Source data:

## Begin

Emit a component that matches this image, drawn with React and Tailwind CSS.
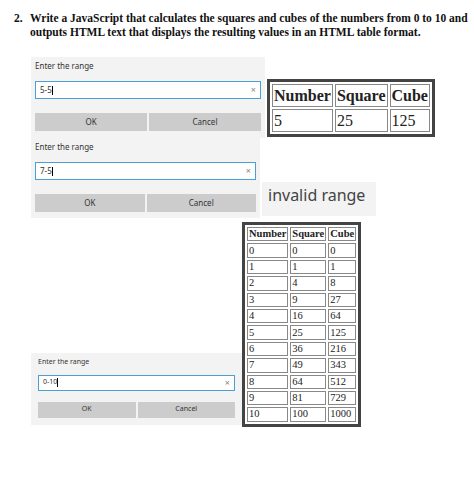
import React from "react";

const rows = [0, 1, 2, 3, 4, 5, 6, 7, 8, 9, 10].map((n) => [n, n * n, n * n * n]);

// Windows-style prompt dialog
const Prompt = ({ value, w, big, pad }) => (
  <div className={`bg-[#f3f3f3] ${w} ${pad} font-['Noto_Sans',sans-serif] text-[#333]`}>
    <div className={big ? "text-[8px] leading-[16px]" : "text-[7px] leading-[16px]"}>Enter the range</div>
    <div
      className={`${big ? "mt-[7px] h-[18px]" : "mt-[5px] h-[16px]"} flex items-center justify-between border border-[#4b9fd5] bg-white px-[4px]`}
    >
      <span className={big ? "text-[8px]" : "text-[7px]"}>
        {value}
        <span className="inline-block w-px h-[9px] bg-black align-middle" />
      </span>
      <span className="text-[9px] text-[#888]">×</span>
    </div>
    <div className={`${big ? "mt-[14px]" : "mt-[11px]"} grid grid-cols-2 gap-[2px]`}>
      <div className={`${big ? "h-[18px] text-[8px]" : "h-[16px] text-[7px]"} flex items-center justify-center bg-[#cccccc]`}>OK</div>
      <div className={`${big ? "h-[18px] text-[8px]" : "h-[16px] text-[7px]"} flex items-center justify-center bg-[#cccccc]`}>Cancel</div>
    </div>
  </div>
);

const HtmlTable = ({ data, cell, head }) => (
  <table className="border-separate border-spacing-[2px] border-[3px] border-[#444] bg-white font-['Liberation_Serif',serif] text-[#222]">
    <thead>
      <tr>
        {["Number", "Square", "Cube"].map((h) => (
          <th key={h} className={`border border-[#888] text-left px-[1px] ${head}`}>
            {h}
          </th>
        ))}
      </tr>
    </thead>
    <tbody>
      {data.map((r) => (
        <tr key={r[0]}>
          {r.map((v, i) => (
            <td key={i} className={`border border-[#888] px-[1px] ${cell}`}>
              {v}
            </td>
          ))}
        </tr>
      ))}
    </tbody>
  </table>
);

export default function App() {
  return (
    <div className="w-[474px] h-[484px] bg-white overflow-hidden">
      {/* question */}
      <div className="flex pt-[11px] pl-[14px] font-['Liberation_Serif',serif] font-bold text-[11.5px] leading-[14px] text-[#111]">
        <span className="w-[16px] shrink-0">2.</span>
        <p>
          Write a JavaScript that calculates the squares and cubes of the numbers from 0 to 10 and outputs HTML
          text that displays the resulting values in an HTML table format.
        </p>
      </div>

      {/* 5-5 */}
      <div className="flex mt-[18px] pl-[31px]">
        <Prompt value="5-5" w="w-[234px]" big pad="px-[4px] pt-[1px] pb-[7px]" />
        <div className="ml-[2px] mt-[22px]">
          <HtmlTable data={[[5, 25, 125]]} head="text-[16px] h-[23px] leading-[18px]" cell="text-[16px] h-[23px] leading-[18px]" />
        </div>
      </div>

      {/* 7-5 */}
      <div className="flex items-start pl-[31px]">
        <Prompt value="7-5" w="w-[229px]" big pad="px-[4px] pt-[1px] pb-[6px]" />
        <div className="ml-[2px] mt-[44px] h-[34px] w-[114px] whitespace-nowrap bg-[#f3f3f3] px-[6px] font-['Noto_Sans',sans-serif] text-[16px] leading-[26px] text-[#444]">
          invalid range
        </div>
      </div>

      {/* 0-10 */}
      <div className="flex items-end pl-[31px] mt-[4px]">
        <div className="mb-[2px]">
          <Prompt value="0-10" w="w-[211px]" pad="px-[7px] pt-[1px] pb-[7px]" />
        </div>
        <HtmlTable data={rows} head="text-[10.5px] h-[14.4px] leading-[12px]" cell="text-[10.5px] h-[14.4px] leading-[12px]" />
      </div>
    </div>
  );
}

## End

Short exercise: Reproduce all of the data exactly, omitting each picture it holds.

Complete response:
Emit a component that matches this image, drawn with React and Tailwind CSS.
import React from "react";

const rows = [0, 1, 2, 3, 4, 5, 6, 7, 8, 9, 10].map((n) => [n, n * n, n * n * n]);

// Windows-style prompt dialog
const Prompt = ({ value, w, big, pad }) => (
  <div className={`bg-[#f3f3f3] ${w} ${pad} font-['Noto_Sans',sans-serif] text-[#333]`}>
    <div className={big ? "text-[8px] leading-[16px]" : "text-[7px] leading-[16px]"}>Enter the range</div>
    <div
      className={`${big ? "mt-[7px] h-[18px]" : "mt-[5px] h-[16px]"} flex items-center justify-between border border-[#4b9fd5] bg-white px-[4px]`}
    >
      <span className={big ? "text-[8px]" : "text-[7px]"}>
        {value}
        <span className="inline-block w-px h-[9px] bg-black align-middle" />
      </span>
      <span className="text-[9px] text-[#888]">×</span>
    </div>
    <div className={`${big ? "mt-[14px]" : "mt-[11px]"} grid grid-cols-2 gap-[2px]`}>
      <div className={`${big ? "h-[18px] text-[8px]" : "h-[16px] text-[7px]"} flex items-center justify-center bg-[#cccccc]`}>OK</div>
      <div className={`${big ? "h-[18px] text-[8px]" : "h-[16px] text-[7px]"} flex items-center justify-center bg-[#cccccc]`}>Cancel</div>
    </div>
  </div>
);

const HtmlTable = ({ data, cell, head }) => (
  <table className="border-separate border-spacing-[2px] border-[3px] border-[#444] bg-white font-['Liberation_Serif',serif] text-[#222]">
    <thead>
      <tr>
        {["Number", "Square", "Cube"].map((h) => (
          <th key={h} className={`border border-[#888] text-left px-[1px] ${head}`}>
            {h}
          </th>
        ))}
      </tr>
    </thead>
    <tbody>
      {data.map((r) => (
        <tr key={r[0]}>
          {r.map((v, i) => (
            <td key={i} className={`border border-[#888] px-[1px] ${cell}`}>
              {v}
            </td>
          ))}
        </tr>
      ))}
    </tbody>
  </table>
);

export default function App() {
  return (
    <div className="w-[474px] h-[484px] bg-white overflow-hidden">
      {/* question */}
      <div className="flex pt-[11px] pl-[14px] font-['Liberation_Serif',serif] font-bold text-[11.5px] leading-[14px] text-[#111]">
        <span className="w-[16px] shrink-0">2.</span>
        <p>
          Write a JavaScript that calculates the squares and cubes of the numbers from 0 to 10 and outputs HTML
          text that displays the resulting values in an HTML table format.
        </p>
      </div>

      {/* 5-5 */}
      <div className="flex mt-[18px] pl-[31px]">
        <Prompt value="5-5" w="w-[234px]" big pad="px-[4px] pt-[1px] pb-[7px]" />
        <div className="ml-[2px] mt-[22px]">
          <HtmlTable data={[[5, 25, 125]]} head="text-[16px] h-[23px] leading-[18px]" cell="text-[16px] h-[23px] leading-[18px]" />
        </div>
      </div>

      {/* 7-5 */}
      <div className="flex items-start pl-[31px]">
        <Prompt value="7-5" w="w-[229px]" big pad="px-[4px] pt-[1px] pb-[6px]" />
        <div className="ml-[2px] mt-[44px] h-[34px] w-[114px] whitespace-nowrap bg-[#f3f3f3] px-[6px] font-['Noto_Sans',sans-serif] text-[16px] leading-[26px] text-[#444]">
          invalid range
        </div>
      </div>

      {/* 0-10 */}
      <div className="flex items-end pl-[31px] mt-[4px]">
        <div className="mb-[2px]">
          <Prompt value="0-10" w="w-[211px]" pad="px-[7px] pt-[1px] pb-[7px]" />
        </div>
        <HtmlTable data={rows} head="text-[10.5px] h-[14.4px] leading-[12px]" cell="text-[10.5px] h-[14.4px] leading-[12px]" />
      </div>
    </div>
  );
}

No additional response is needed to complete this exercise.